I am so sick of seeing countries praised for having "enlightened" immigration policies when what they actually do is accept the migrants they need for their economy and reject the rest. 

They always justify this on the basis of the rights of individual migrants, but the net outcome is that some rich country has avoided the cost of educating and training a person with valuable skills, while some poor country has been deprived of the services of someone whom they paid to educate and train - but also, potentially, of one of the people who would have added a lot of value to their country. 

It's difficult to see this in most typical jobs (doctors, engineers, nurses, ...), but anyone who follows football (i.e. soccer) will understand how this works. The best soccer players from Africa and South America play in Europe. If we focus on their individual rights, then it feels unfair to deny them the chance to emigrate. But if we focus on the rights of people in their home countries, this is daylight robbery - countries which produce some of the best players in the world have mediocre leagues, while rich countries have high quality leagues, often mostly with foreign players. 

Obviously, in the case of football, it's not such a big deal. And, with football, at least they can still watch on tv, and the players will still (mostly) be available for the national team. 

With other jobs, the person is just lost to the country, and the result will be an inferior quality of life for those who remain. 

If we accept that the individual's rights to emigrate trump those of their country of origin, at minimum we need some form of compensation which is appropriate to the scale of the problem. 

I don't have a solution - but sometimes I worry that we're very quick to jump to the conclusion that the individual's freedom is more important than everything else, especially when it's convenient. The countries who use this argument don't hesitate to deny the same freedom to immigrate to people who do not have useful skills, and they don't seem to lose too much sleep over it. 

Executive summary: The article argues that a CGD article's claim that Nigerian nurse emigration to the UK is a "win-win" for both countries is flawed due to misleading data and failure to account for total nurse emigration from Nigeria.

Key points:

  1. The CGD article's central datapoint, comparing nurses leaving Nigeria for the UK to the increase in nurse training in Nigeria, is misleading as it ignores the majority of nurses leaving Nigeria for other countries.
  2. Over the last 3 years, Nigeria has lost a net 13,500 nurses, a loss of about 1% of their nurse workforce per year, while needing a 2.5% yearly increase to keep up with population growth.
  3. The author argues that it is incorrect to claim a "win-win" scenario when considering total nurse emigration from Nigeria, not just to the UK.
  4. WHO data on nurses per capita in Nigeria appears to be unreliable and fluctuates implausibly.
  5. The premise of the CGD article is invalid, and it should be retracted or rewritten.



This comment was auto-generated by the EA Forum Team.
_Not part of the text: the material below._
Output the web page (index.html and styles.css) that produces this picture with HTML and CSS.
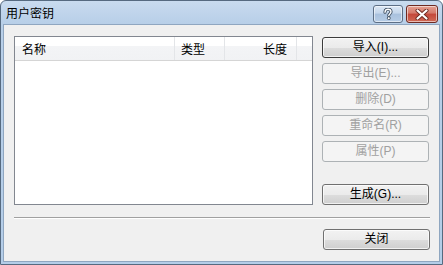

Feel free to point out issues with this summary by replying to the comment, and contact us if you have feedback.

Wow impressive why did I even bother to write this piece myself :D...

You should have just waited for the summary and then expanded that into a full article.

I believe there’s an underlying assumption in both the article and the comments generally that the nurses who remain in Nigeria will be employed and thus benefit the local population. However, in many LMICs, it is common to find qualified doctors and nurses who have not been employed for years post-qualification. The key question, therefore, is whether it is preferable for a qualified nurse to remain unemployed in Nigeria for an extended period or to be actively saving lives elsewhere.